• _Data provided_:
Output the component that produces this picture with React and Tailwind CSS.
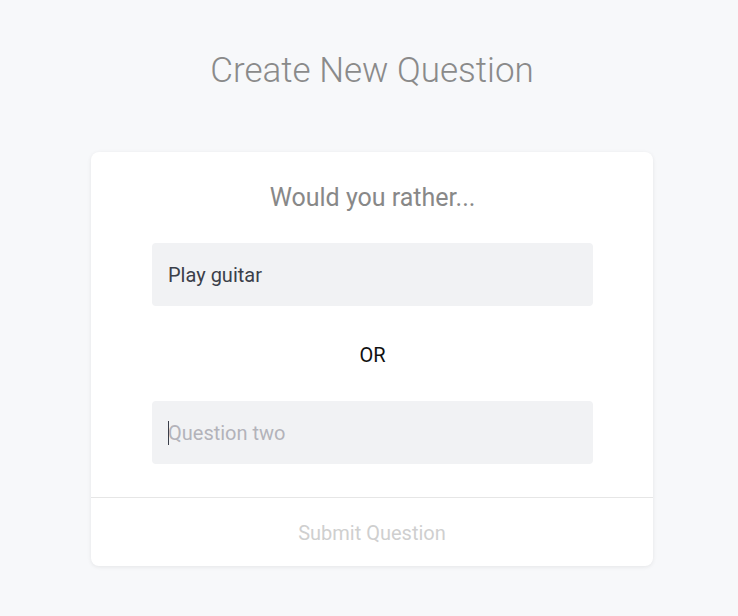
import React from 'react';

export default function App() {
  return (
    <div className="min-h-screen bg-[#f7f8fa] font-['Roboto',sans-serif] pt-[49px] pl-[6px]">
      {/* Page title */}
      <h1 className="text-center text-[35px] leading-[44px] font-light text-[#8a8a8a]">Create New Question</h1>

      {/* Question card */}
      <div className="mx-auto mt-[59px] w-[562px] rounded-lg bg-white shadow-[0_1px_4px_rgba(0,0,0,0.08)]">
        <div className="pl-[61px] pr-[60px] pt-[30px] pb-[33px]">
          <p className="text-center text-[25px] leading-[32px] text-[#888]">Would you rather...</p>

          <input
            type="text"
            defaultValue="Play guitar"
            className="mt-[29px] block h-[63px] w-full rounded-sm bg-[#f1f2f4] px-4 text-[20px] text-[#3b3f4a] outline-none"
          />

          <p className="pt-[37px] pb-[34px] text-center text-[20px] leading-[24px] text-[#111]">OR</p>

          <div className="relative">
            <input
              type="text"
              placeholder="Question two"
              className="block h-[63px] w-full rounded-sm bg-[#f1f2f4] px-4 text-[20px] text-[#3b3f4a] outline-none placeholder:text-[#b3b3ba]"
            />
            {/* focused caret */}
            <span className="pointer-events-none absolute left-[16px] top-[20px] h-[24px] w-px bg-[#3b3f4a]" />
          </div>
        </div>

        <div className="border-t border-[#e6e6e6]">
          <button type="button" className="block w-full pt-[23px] pb-[21px] text-center text-[20px] leading-[24px] text-[#cfcfcf]">
            Submit Question
          </button>
        </div>
      </div>
    </div>
  );
}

• _Description of the task_: Give back every line exactly as it stands, pictures excluded.

• _Final result_:
Output the component that produces this picture with React and Tailwind CSS.
import React from 'react';

export default function App() {
  return (
    <div className="min-h-screen bg-[#f7f8fa] font-['Roboto',sans-serif] pt-[49px] pl-[6px]">
      {/* Page title */}
      <h1 className="text-center text-[35px] leading-[44px] font-light text-[#8a8a8a]">Create New Question</h1>

      {/* Question card */}
      <div className="mx-auto mt-[59px] w-[562px] rounded-lg bg-white shadow-[0_1px_4px_rgba(0,0,0,0.08)]">
        <div className="pl-[61px] pr-[60px] pt-[30px] pb-[33px]">
          <p className="text-center text-[25px] leading-[32px] text-[#888]">Would you rather...</p>

          <input
            type="text"
            defaultValue="Play guitar"
            className="mt-[29px] block h-[63px] w-full rounded-sm bg-[#f1f2f4] px-4 text-[20px] text-[#3b3f4a] outline-none"
          />

          <p className="pt-[37px] pb-[34px] text-center text-[20px] leading-[24px] text-[#111]">OR</p>

          <div className="relative">
            <input
              type="text"
              placeholder="Question two"
              className="block h-[63px] w-full rounded-sm bg-[#f1f2f4] px-4 text-[20px] text-[#3b3f4a] outline-none placeholder:text-[#b3b3ba]"
            />
            {/* focused caret */}
            <span className="pointer-events-none absolute left-[16px] top-[20px] h-[24px] w-px bg-[#3b3f4a]" />
          </div>
        </div>

        <div className="border-t border-[#e6e6e6]">
          <button type="button" className="block w-full pt-[23px] pb-[21px] text-center text-[20px] leading-[24px] text-[#cfcfcf]">
            Submit Question
          </button>
        </div>
      </div>
    </div>
  );
}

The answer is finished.